The Not-So-Secret Source of the New Superman’s Power: Caring Parenthood

Strip away the cape and you’ve got a kid who learned – early on – that strength is for service and being of service is a strength. Gunn’s movie gives the Kents a gentle beat later on: a moment in the town Clark grew up in, Smallville, that grounds Superman after the noise, with his parents tending to him at the farm. Martha’s steady presence was as much a reset as any pep talk. His dad doesn’t do speeches so much as habits: show up, tell the truth, do the work no one sees. Boundaries, too – power without restraint isn’t heroism; it’s ego. And when Clark messes up (because kids do), Dad models repair: apologize, fix what you can, try again tomorrow.

Martha makes it stick. She’s the everyday cadence – the check-ins, the casserole, the “are you taking care of yourself?” – that keeps all that strength pointed toward people. (If you’re listening to it, the film is full of domestic beats – quiet care amid spectacle.)

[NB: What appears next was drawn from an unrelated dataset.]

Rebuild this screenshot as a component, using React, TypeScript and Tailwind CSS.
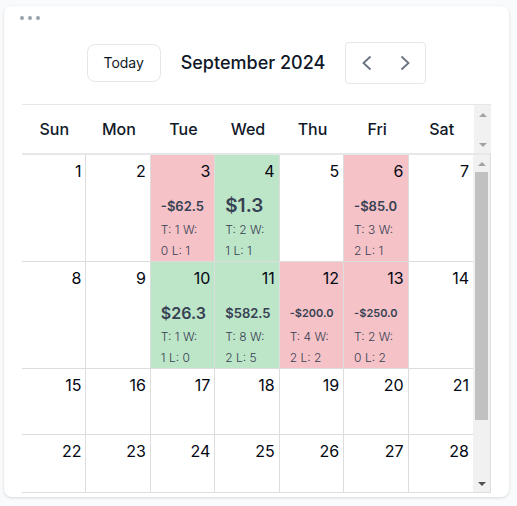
type Tone = "loss" | "gain";

interface DayResult {
  tone: Tone;
  amount: string;
  amountClass: string;
  trades: number;
  wins: number;
  losses: number;
}

const weekdays = ["Sun", "Mon", "Tue", "Wed", "Thu", "Fri", "Sat"];

const weeks = [
  { first: 1, height: "h-[107px]" },
  { first: 8, height: "h-[107px]" },
  { first: 15, height: "h-[66px]" },
  { first: 22, height: "h-[58px]" },
];

const results: Record<number, DayResult> = {
  3: { tone: "loss", amount: "-$62.5", amountClass: "text-[13px]", trades: 1, wins: 0, losses: 1 },
  4: { tone: "gain", amount: "$1.3", amountClass: "text-[19px]", trades: 2, wins: 1, losses: 1 },
  6: { tone: "loss", amount: "-$85.0", amountClass: "text-[13px]", trades: 3, wins: 2, losses: 1 },
  10: { tone: "gain", amount: "$26.3", amountClass: "text-[16px]", trades: 1, wins: 1, losses: 0 },
  11: { tone: "gain", amount: "$582.5", amountClass: "text-[13px]", trades: 8, wins: 2, losses: 5 },
  12: { tone: "loss", amount: "-$200.0", amountClass: "text-[11px]", trades: 4, wins: 2, losses: 2 },
  13: { tone: "loss", amount: "-$250.0", amountClass: "text-[11px]", trades: 2, wins: 0, losses: 2 },
};

const toneClass: Record<Tone, string> = {
  loss: "bg-[#f5c2c7]",
  gain: "bg-[#bde5c8]",
};

function DayCell({ day }: { day: number }) {
  const result = results[day];
  return (
    <td
      className={`border-b border-[#dddddd] p-0 align-top not-last:border-r ${
        result ? toneClass[result.tone] : "bg-white"
      }`}
    >
      <div className="pt-1 pr-1 text-right text-base leading-6 text-gray-950">{day}</div>
      {result && (
        <div className="mt-[11px] pl-[10px] text-gray-700">
          <div className={`font-semibold leading-6 whitespace-nowrap ${result.amountClass}`}>
            {result.amount}
          </div>
          <div className="pt-px text-[12px] leading-[21px] font-light">
            T: {result.trades} W:
            <br />
            {result.wins} L: {result.losses}
          </div>
        </div>
      )}
    </td>
  );
}

function Arrow({ up, dark }: { up?: boolean; dark?: boolean }) {
  return (
    <svg
      width="8"
      height="4"
      viewBox="0 0 8 4"
      className={dark ? "text-[#505050]" : "text-[#a3a3a3]"}
      fill="currentColor"
      aria-hidden="true"
    >
      <path d={up ? "M0 4 4 0 8 4Z" : "M0 0 4 4 8 0Z"} />
    </svg>
  );
}

function Chevron({ right }: { right?: boolean }) {
  return (
    <svg width="12" height="16" viewBox="0 0 12 16" fill="none" stroke="currentColor" strokeWidth="1.8" aria-hidden="true">
      <path d={right ? "M2.5 1.5 9.5 8 2.5 14.5" : "M10.5 1.5 3.5 8 10.5 14.5"} />
    </svg>
  );
}

export default function App() {
  return (
    <main className="min-h-screen bg-[#f8fafc] pt-[6px] pr-2 pb-[9px] pl-1 font-['Inter',sans-serif] text-gray-900">
      <section className="rounded-lg bg-white pr-[18px] pb-1 pl-[18px] shadow-[0_1px_3px_rgba(0,0,0,0.14)]">
        <button type="button" aria-label="Card options" className="-ml-0.5 flex h-6 items-center gap-1 text-[#9ca3af]">
          <span className="size-1 rounded-full bg-current" />
          <span className="size-1 rounded-full bg-current" />
          <span className="size-1 rounded-full bg-current" />
        </button>

        <header className="flex items-center justify-center pt-3 pb-5">
          <button type="button" className="h-[38px] w-[74px] rounded-lg border border-gray-200 text-sm">
            Today
          </button>
          <h1 className="mx-5 text-lg font-medium">September 2024</h1>
          <div className="flex h-[42px] w-[81px] items-center justify-between rounded border border-gray-200 px-[14px] text-gray-500">
            <button type="button" aria-label="Previous month">
              <Chevron />
            </button>
            <button type="button" aria-label="Next month">
              <Chevron right />
            </button>
          </div>
        </header>

        <div className="flex h-[49px] border-t border-gray-200">
          <table className="h-full w-full table-fixed border-separate border-spacing-0">
            <thead>
              <tr>
                {weekdays.map((name) => (
                  <th key={name} scope="col" className="p-0 text-base font-medium">
                    {name}
                  </th>
                ))}
              </tr>
            </thead>
          </table>
          <div className="flex w-[17px] shrink-0 flex-col items-center justify-between bg-[#f1f1f1] pt-2 pb-1.5">
            <Arrow up />
            <Arrow />
          </div>
        </div>

        <div className="flex border-t-2 border-r border-t-gray-200 border-r-[#dddddd]">
          <table className="w-full table-fixed border-separate border-spacing-0">
            <tbody>
              {weeks.map((week) => (
                <tr key={week.first} className={week.height}>
                  {weekdays.map((name, index) => (
                    <DayCell key={name} day={week.first + index} />
                  ))}
                </tr>
              ))}
            </tbody>
          </table>
          <div className="flex w-[17px] shrink-0 flex-col items-center border-b border-[#dddddd] bg-[#f1f1f1]">
            <div className="flex h-[17px] items-center">
              <Arrow up />
            </div>
            <div className="h-[248px] w-[13px] bg-[#c1c1c1]" />
            <div className="mt-auto flex h-[17px] items-center">
              <Arrow dark />
            </div>
          </div>
        </div>
      </section>
    </main>
  );
}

That’s the engine of the myth. Caring parenthood teaches Superman empathy and purpose. It tracks with what we see off-screen as well: parenthood isn’t a job; it’s a practice that gives children a script for care and gives men and boys a reason to use their power well. In other words, Superman isn’t Superman despite being someone’s son. He’s Superman because, just like every other boy, he was born to care – and was also cared for, cared about, and taught to exercise his care muscles.